THE LORD BE WITH YOU AND WITH YOUR SPIRIT




The most difficult change in the corrected English Mass to remember is "and with your Spirit." Just last Thursday at our Sacrament of Anointing Mass which Fr. Dawid celebrated and I concelebrated to assist in the anointing, when he greeted the people, guess what my response was? "And also with you!" Fortunately everyone else in the congregation said the corrected response and I wasn't too loud in saying the old.

However, last night we had a Christmas concert with our school children within the context of Lessons and Carols. I had to say the opening and closing prayers. Each time I greeted the people and more than half responded correctly. Since this wasn't Mass that tells me that people are getting in the groove of things with the new response.

Funerals and weddings remain a challenge, but here in the south the majority of people at these are not Catholics or seldom church-going Catholics. So usually there is no response to the greetings.

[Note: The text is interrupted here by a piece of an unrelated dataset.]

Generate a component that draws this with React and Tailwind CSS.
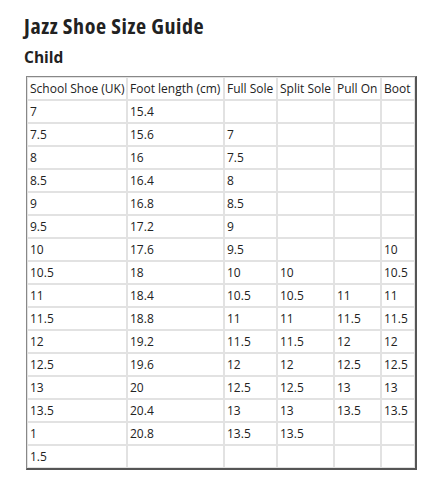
import React from 'react';

const rows = [
  ['7', '15.4', '', '', '', ''],
  ['7.5', '15.6', '7', '', '', ''],
  ['8', '16', '7.5', '', '', ''],
  ['8.5', '16.4', '8', '', '', ''],
  ['9', '16.8', '8.5', '', '', ''],
  ['9.5', '17.2', '9', '', '', ''],
  ['10', '17.6', '9.5', '', '', '10'],
  ['10.5', '18', '10', '10', '', '10.5'],
  ['11', '18.4', '10.5', '10.5', '11', '11'],
  ['11.5', '18.8', '11', '11', '11.5', '11.5'],
  ['12', '19.2', '11.5', '11.5', '12', '12'],
  ['12.5', '19.6', '12', '12', '12.5', '12.5'],
  ['13', '20', '12.5', '12.5', '13', '13'],
  ['13.5', '20.4', '13', '13', '13.5', '13.5'],
  ['1', '20.8', '13.5', '13.5', '', ''],
  ['1.5', '', '', '', '', ''],
];

const headers = ['School Shoe (UK)', 'Foot length (cm)', 'Full Sole', 'Split Sole', 'Pull On', 'Boot'];

const Cell = ({ children }) => (
  <td className="h-[23px] px-[2px] border border-[#e2e2e2] whitespace-nowrap overflow-hidden">{children}</td>
);

const App = () => {
  return (
    <div className="bg-white min-h-[480px] w-[435px] pl-6 pt-3 text-[#222]" style={{ fontFamily: '"Open Sans", sans-serif' }}>
      <h1 className="text-[22px] font-bold leading-[26px] tracking-[0.6px] [font-stretch:75%]">Jazz Shoe Size Guide</h1>
      <h2 className="text-[15.5px] font-bold leading-[20px] mt-[9px]">Child</h2>

      <table className="w-[388px] mt-[9px] ml-[2px] table-fixed border-separate border-spacing-0 border-t border-l border-[#888] border-r-2 border-b-2 border-r-[#555] border-b-[#555] text-[12px] leading-none">
        <colgroup>
          <col className="w-[100px]" />
          <col className="w-[97px]" />
          <col className="w-[53px]" />
          <col className="w-[57px]" />
          <col className="w-[47px]" />
          <col className="w-[34px]" />
        </colgroup>
        <thead>
          <tr>
            {headers.map((h) => (
              <Cell key={h}>{h}</Cell>
            ))}
          </tr>
        </thead>
        <tbody>
          {rows.map((r, ri) => (
            <tr key={ri}>
              {r.map((c, ci) => (
                <Cell key={ci}>{c}</Cell>
              ))}
            </tr>
          ))}
        </tbody>
      </table>
    </div>
  );
};

export default App;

I'm having a hard time telling if the congregation is actually saying at the Gospel "Glory to you O Lord" or not and the same with the Orate Fratres, "...for the good of His HOLY Church."

I must say that I love the return to the corrected "Lord, I am not Worthy to have you come under my roof..."

For the first time I was able to watch the corrected translation at a regular EWTN Mass on Tuesday morning. The priest tried to sing all his parts and while not having a great voice, did a nice job. He even sang the introductory statement for the penitential rite. They even sang the "Orate Fratres" with its response and sang "Behold the Lamb of God..." with its response which now has music for these parts in the new Roman Missal.

I liked listening to all the new words and it is indeed more reverent sounding. It is a no-brainer in terms of making the Mass what it should always have been, reform or no reform. There are some clunkers here and there, but compared to all the clunkers in the uncorrected English that no one seem to mind or complain about, the new clunkers are so minor and few, I doubt that anyone will complain about these except for the elites who have an ax to grind against the Vatican. In time, though, I'm sure there will be minor refinements of the translation to eliminate some of the more "egregious" clunkers.

Keep in mind that this is a translation of the reformed Mass which was first reformed in Latin. Our older English translation was created by translators who thought that the reformed Mass of Vatican II wasn't good enough or didn't go far enough so they took it on themselves to do it for English. And I ask this small group of translators who thought they knew better than those who were commissioned to reform the Latin Mass, "What were you thinking?" Is this a blatant example of English speakers arrogance?